A statement of additional information, or SAI, is a disclosure document that provides more detail about a fund than the prospectus. Mutual funds, ETFs, registered closed-end funds, and some variable contracts may have SAIs.
The SAI is not usually the first document an investor reads, but it can contain important detail about fund operations, risks, fees, financial statements, management, tax matters, and brokerage practices.
Key Takeaways
- An SAI gives additional fund information beyond the prospectus.
- It may include details about managers, service providers, financial statements, taxes, and brokerage practices.
- A fund generally does not have to deliver the SAI unless an investor requests it.
- The SAI can be useful when comparing fund structure, costs, and governance.
- It is different from a summary prospectus or shareholder report.
How an SAI Works
A fund's prospectus is designed to present key information in a more investor-facing format. The SAI sits behind that document with more detailed disclosure. It may expand on investment restrictions, portfolio turnover, advisory arrangements, board oversight, tax considerations, and financial statements.
Investors can request the SAI without charge. It is also commonly available through fund websites and SEC filings.
SAI vs. Prospectus
Document | Main role | Typical use |
|---|---|---|
Summary prospectus | Condensed key fund information | Quick review of objective, fees, risks, and performance. |
Statutory prospectus | Core offering disclosure | Detailed fund review before investing. |
SAI | Additional detailed disclosure | Deeper due diligence on operations, policies, and governance. |
Shareholder report | Periodic fund update | Reviewing results and holdings over a reporting period. |
What Investors May Find There
The SAI can help investors evaluate details that are not obvious from the headline expense ratio or performance table. It may show more about portfolio restrictions, securities lending, brokerage allocation, control persons, board structure, and tax treatment.

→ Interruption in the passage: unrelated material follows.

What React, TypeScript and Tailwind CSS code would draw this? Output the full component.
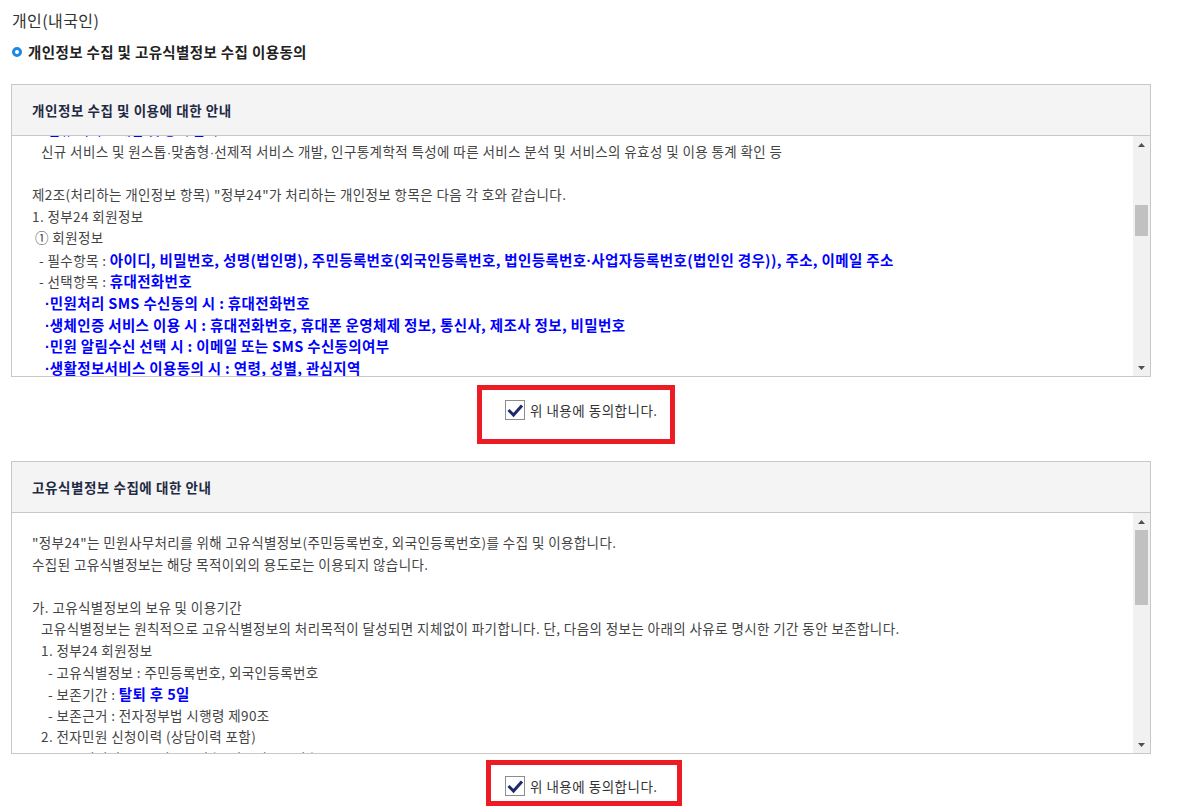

It can also matter when an investor is comparing share classes, fund complexes, or specialized strategies where the operational details affect cost and risk.
How to Access It
An investor can usually request the SAI from the fund or find it through the fund's website or SEC filing records. The document may be long and technical, so it is often best used to answer specific questions rather than read casually from start to finish.
For example, an investor might consult the SAI to understand a fund's investment restrictions, tax language, brokerage practices, or board oversight structure.
When It Is Worth Reading
The SAI is most useful for deeper fund due diligence. A casual investor may not need to read every page, but a fiduciary, analyst, advisor, or unusually detail-oriented investor may use it to answer questions the prospectus does not fully address.
The practical question is whether the extra detail changes how the fund's cost, risk, tax profile, or governance should be understood.
The Bottom Line
A statement of additional information is the deeper disclosure companion to a fund prospectus. It is not as reader-friendly as a summary document, but it can answer important questions about how a fund is managed and operated.